COLLECTED DATA:
● ● ● ●
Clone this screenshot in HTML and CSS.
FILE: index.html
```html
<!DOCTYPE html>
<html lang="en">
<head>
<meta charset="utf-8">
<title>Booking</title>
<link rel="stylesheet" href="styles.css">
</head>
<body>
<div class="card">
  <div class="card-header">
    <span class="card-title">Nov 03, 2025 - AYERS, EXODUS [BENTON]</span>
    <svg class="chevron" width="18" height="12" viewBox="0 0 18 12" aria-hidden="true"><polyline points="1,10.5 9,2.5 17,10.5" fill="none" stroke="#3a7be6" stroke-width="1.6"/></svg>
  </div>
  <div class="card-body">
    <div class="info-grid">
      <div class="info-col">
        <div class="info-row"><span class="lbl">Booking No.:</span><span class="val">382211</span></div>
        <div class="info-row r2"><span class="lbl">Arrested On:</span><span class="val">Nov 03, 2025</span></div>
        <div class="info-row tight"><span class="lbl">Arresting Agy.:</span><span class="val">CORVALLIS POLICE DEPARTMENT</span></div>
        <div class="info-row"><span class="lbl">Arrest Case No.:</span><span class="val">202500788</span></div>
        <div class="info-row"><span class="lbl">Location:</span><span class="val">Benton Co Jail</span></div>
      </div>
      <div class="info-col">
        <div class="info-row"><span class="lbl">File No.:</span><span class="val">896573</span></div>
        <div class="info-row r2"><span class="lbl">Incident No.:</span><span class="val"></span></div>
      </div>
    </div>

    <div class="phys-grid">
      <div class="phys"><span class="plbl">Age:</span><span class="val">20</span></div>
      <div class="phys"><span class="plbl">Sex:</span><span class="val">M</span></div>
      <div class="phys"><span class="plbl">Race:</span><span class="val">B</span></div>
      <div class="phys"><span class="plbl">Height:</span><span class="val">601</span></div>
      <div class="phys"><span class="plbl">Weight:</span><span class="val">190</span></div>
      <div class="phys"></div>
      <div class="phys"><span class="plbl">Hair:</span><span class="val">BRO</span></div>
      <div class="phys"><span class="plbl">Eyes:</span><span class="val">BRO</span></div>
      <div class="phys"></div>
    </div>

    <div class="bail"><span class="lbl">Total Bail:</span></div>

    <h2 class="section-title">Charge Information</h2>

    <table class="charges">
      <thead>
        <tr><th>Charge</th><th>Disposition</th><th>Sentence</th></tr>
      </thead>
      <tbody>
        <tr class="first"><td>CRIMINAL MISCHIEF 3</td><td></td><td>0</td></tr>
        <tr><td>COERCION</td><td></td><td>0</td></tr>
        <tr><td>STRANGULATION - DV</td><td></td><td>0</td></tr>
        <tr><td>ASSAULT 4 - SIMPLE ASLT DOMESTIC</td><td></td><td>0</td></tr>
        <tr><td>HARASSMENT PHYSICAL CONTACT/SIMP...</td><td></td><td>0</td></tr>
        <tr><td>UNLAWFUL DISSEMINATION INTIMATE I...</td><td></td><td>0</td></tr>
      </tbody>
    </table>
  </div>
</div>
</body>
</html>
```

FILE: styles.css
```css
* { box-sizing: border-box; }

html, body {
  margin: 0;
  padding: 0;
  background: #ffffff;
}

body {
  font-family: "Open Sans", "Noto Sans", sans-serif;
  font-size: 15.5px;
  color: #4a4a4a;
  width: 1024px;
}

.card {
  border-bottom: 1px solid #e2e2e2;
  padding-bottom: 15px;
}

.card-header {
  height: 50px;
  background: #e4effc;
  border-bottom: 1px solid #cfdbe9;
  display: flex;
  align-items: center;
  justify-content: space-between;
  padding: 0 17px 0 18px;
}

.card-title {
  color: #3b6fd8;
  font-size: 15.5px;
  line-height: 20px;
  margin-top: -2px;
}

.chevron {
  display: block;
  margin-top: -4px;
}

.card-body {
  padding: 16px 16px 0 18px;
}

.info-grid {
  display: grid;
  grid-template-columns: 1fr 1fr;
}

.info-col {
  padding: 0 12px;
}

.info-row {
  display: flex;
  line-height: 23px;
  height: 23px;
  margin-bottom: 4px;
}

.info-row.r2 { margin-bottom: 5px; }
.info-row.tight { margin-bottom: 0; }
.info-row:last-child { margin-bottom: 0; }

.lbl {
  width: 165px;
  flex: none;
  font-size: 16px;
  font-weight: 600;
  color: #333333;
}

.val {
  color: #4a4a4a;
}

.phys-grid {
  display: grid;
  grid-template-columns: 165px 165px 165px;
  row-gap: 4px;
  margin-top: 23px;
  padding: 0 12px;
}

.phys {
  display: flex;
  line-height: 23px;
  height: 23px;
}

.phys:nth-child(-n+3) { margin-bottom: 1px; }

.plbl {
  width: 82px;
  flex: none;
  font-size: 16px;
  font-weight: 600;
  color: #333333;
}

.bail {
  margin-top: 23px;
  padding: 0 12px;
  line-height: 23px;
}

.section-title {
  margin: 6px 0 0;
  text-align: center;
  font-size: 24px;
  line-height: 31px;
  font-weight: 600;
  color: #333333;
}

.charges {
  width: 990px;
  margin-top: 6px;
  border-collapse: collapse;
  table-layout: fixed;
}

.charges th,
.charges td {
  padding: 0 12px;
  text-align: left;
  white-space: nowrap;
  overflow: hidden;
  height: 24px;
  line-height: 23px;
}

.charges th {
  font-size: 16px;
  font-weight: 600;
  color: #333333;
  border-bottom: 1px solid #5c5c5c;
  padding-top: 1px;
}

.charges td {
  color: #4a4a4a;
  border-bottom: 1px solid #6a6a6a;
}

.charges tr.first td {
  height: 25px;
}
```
● ● ● ●
EXERCISE OBJECTIVE:
Please restate the whole listing word for word.

SOLUTION:
Clone this screenshot in HTML and CSS.
FILE: index.html
```html
<!DOCTYPE html>
<html lang="en">
<head>
<meta charset="utf-8">
<title>Booking</title>
<link rel="stylesheet" href="styles.css">
</head>
<body>
<div class="card">
  <div class="card-header">
    <span class="card-title">Nov 03, 2025 - AYERS, EXODUS [BENTON]</span>
    <svg class="chevron" width="18" height="12" viewBox="0 0 18 12" aria-hidden="true"><polyline points="1,10.5 9,2.5 17,10.5" fill="none" stroke="#3a7be6" stroke-width="1.6"/></svg>
  </div>
  <div class="card-body">
    <div class="info-grid">
      <div class="info-col">
        <div class="info-row"><span class="lbl">Booking No.:</span><span class="val">382211</span></div>
        <div class="info-row r2"><span class="lbl">Arrested On:</span><span class="val">Nov 03, 2025</span></div>
        <div class="info-row tight"><span class="lbl">Arresting Agy.:</span><span class="val">CORVALLIS POLICE DEPARTMENT</span></div>
        <div class="info-row"><span class="lbl">Arrest Case No.:</span><span class="val">202500788</span></div>
        <div class="info-row"><span class="lbl">Location:</span><span class="val">Benton Co Jail</span></div>
      </div>
      <div class="info-col">
        <div class="info-row"><span class="lbl">File No.:</span><span class="val">896573</span></div>
        <div class="info-row r2"><span class="lbl">Incident No.:</span><span class="val"></span></div>
      </div>
    </div>

    <div class="phys-grid">
      <div class="phys"><span class="plbl">Age:</span><span class="val">20</span></div>
      <div class="phys"><span class="plbl">Sex:</span><span class="val">M</span></div>
      <div class="phys"><span class="plbl">Race:</span><span class="val">B</span></div>
      <div class="phys"><span class="plbl">Height:</span><span class="val">601</span></div>
      <div class="phys"><span class="plbl">Weight:</span><span class="val">190</span></div>
      <div class="phys"></div>
      <div class="phys"><span class="plbl">Hair:</span><span class="val">BRO</span></div>
      <div class="phys"><span class="plbl">Eyes:</span><span class="val">BRO</span></div>
      <div class="phys"></div>
    </div>

    <div class="bail"><span class="lbl">Total Bail:</span></div>

    <h2 class="section-title">Charge Information</h2>

    <table class="charges">
      <thead>
        <tr><th>Charge</th><th>Disposition</th><th>Sentence</th></tr>
      </thead>
      <tbody>
        <tr class="first"><td>CRIMINAL MISCHIEF 3</td><td></td><td>0</td></tr>
        <tr><td>COERCION</td><td></td><td>0</td></tr>
        <tr><td>STRANGULATION - DV</td><td></td><td>0</td></tr>
        <tr><td>ASSAULT 4 - SIMPLE ASLT DOMESTIC</td><td></td><td>0</td></tr>
        <tr><td>HARASSMENT PHYSICAL CONTACT/SIMP...</td><td></td><td>0</td></tr>
        <tr><td>UNLAWFUL DISSEMINATION INTIMATE I...</td><td></td><td>0</td></tr>
      </tbody>
    </table>
  </div>
</div>
</body>
</html>
```

FILE: styles.css
```css
* { box-sizing: border-box; }

html, body {
  margin: 0;
  padding: 0;
  background: #ffffff;
}

body {
  font-family: "Open Sans", "Noto Sans", sans-serif;
  font-size: 15.5px;
  color: #4a4a4a;
  width: 1024px;
}

.card {
  border-bottom: 1px solid #e2e2e2;
  padding-bottom: 15px;
}

.card-header {
  height: 50px;
  background: #e4effc;
  border-bottom: 1px solid #cfdbe9;
  display: flex;
  align-items: center;
  justify-content: space-between;
  padding: 0 17px 0 18px;
}

.card-title {
  color: #3b6fd8;
  font-size: 15.5px;
  line-height: 20px;
  margin-top: -2px;
}

.chevron {
  display: block;
  margin-top: -4px;
}

.card-body {
  padding: 16px 16px 0 18px;
}

.info-grid {
  display: grid;
  grid-template-columns: 1fr 1fr;
}

.info-col {
  padding: 0 12px;
}

.info-row {
  display: flex;
  line-height: 23px;
  height: 23px;
  margin-bottom: 4px;
}

.info-row.r2 { margin-bottom: 5px; }
.info-row.tight { margin-bottom: 0; }
.info-row:last-child { margin-bottom: 0; }

.lbl {
  width: 165px;
  flex: none;
  font-size: 16px;
  font-weight: 600;
  color: #333333;
}

.val {
  color: #4a4a4a;
}

.phys-grid {
  display: grid;
  grid-template-columns: 165px 165px 165px;
  row-gap: 4px;
  margin-top: 23px;
  padding: 0 12px;
}

.phys {
  display: flex;
  line-height: 23px;
  height: 23px;
}

.phys:nth-child(-n+3) { margin-bottom: 1px; }

.plbl {
  width: 82px;
  flex: none;
  font-size: 16px;
  font-weight: 600;
  color: #333333;
}

.bail {
  margin-top: 23px;
  padding: 0 12px;
  line-height: 23px;
}

.section-title {
  margin: 6px 0 0;
  text-align: center;
  font-size: 24px;
  line-height: 31px;
  font-weight: 600;
  color: #333333;
}

.charges {
  width: 990px;
  margin-top: 6px;
  border-collapse: collapse;
  table-layout: fixed;
}

.charges th,
.charges td {
  padding: 0 12px;
  text-align: left;
  white-space: nowrap;
  overflow: hidden;
  height: 24px;
  line-height: 23px;
}

.charges th {
  font-size: 16px;
  font-weight: 600;
  color: #333333;
  border-bottom: 1px solid #5c5c5c;
  padding-top: 1px;
}

.charges td {
  color: #4a4a4a;
  border-bottom: 1px solid #6a6a6a;
}

.charges tr.first td {
  height: 25px;
}
```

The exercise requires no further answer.